The subject is ordinary (a figure, a shelf, a drink), but the treatment makes it read like a half-remembered image instead of a photograph. That’s the chord it borrows from the surrealists, and it only holds if the tonal match holds. A negative panel printed a stop too heavy would have given the whole trick away.
Series 02
Dividing Vase Series
The “dividing” in the title is literal. Each print carries half a vase, and the prints pair up two at a time so the halves complete a whole vase across the seam. Four prints, two pairs, two different vases, and every print developed on its own.
The vase forms weren’t drawn in or composited. A physical glass vase sat over the photographic paper during exposure, distorting the enlarger light the same way the tumbler does in the Man Ray series. Which made this a registration problem on top of a printing one: the glass had to land in the right position, and the exposure at the right density, on each sheet, so that two independently made prints would read as one object the moment they sat side by side. Light has to pass cleanly where the halves meet, and there’s no compositing tool to nudge anything after the fact. If one print drifts, the pair fails, and you start that sheet over.

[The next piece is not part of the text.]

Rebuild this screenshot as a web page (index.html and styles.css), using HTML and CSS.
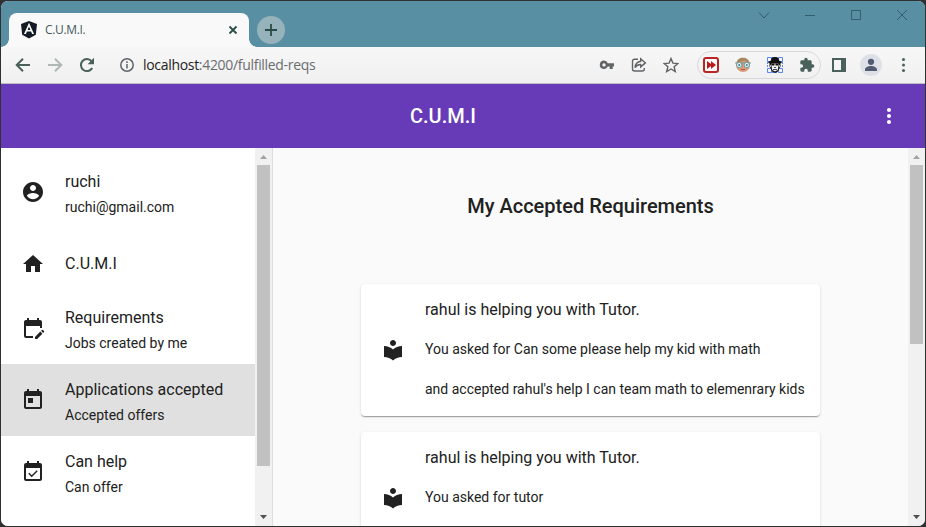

The scenes around the vase halves stay ordinary on purpose: venetian blinds, a couple, a brick wall. Mundane settings with a shape passing through them that doesn’t belong. That tension is right there in how I tagged the series at the time, both “bizarre” and “mundane.”
The Lamps is a backlit still life, two lamps and a vase on a windowsill. The exposure problem stacked three ways: daylight blowing out the window behind, one bulb switched on and glowing, and lamp bases in both light and dark finishes. No single exposure holds all of that on paper.
So the balance was built by hand under the enlarger, with the classic tools. A wire with a small black cardboard disc dodged the areas that needed to stay open, keeping the dark bases from sinking to solid black, and a sheet of paper with a hole in it burned extra exposure into the window so it wouldn’t blow out to paper white. Both moving constantly, so the edges wouldn’t show. Software does this with a slider now. In 2008 it was your hands and a count in your head.
Fleetwood Alley was shot in Fleetwood, PA. Deep shadow down one wall, hard light down the other, and a car surfacing at the end of the lane. It’s the kind of frame where the print either holds the shadow detail or it doesn’t, and there’s nowhere to hide.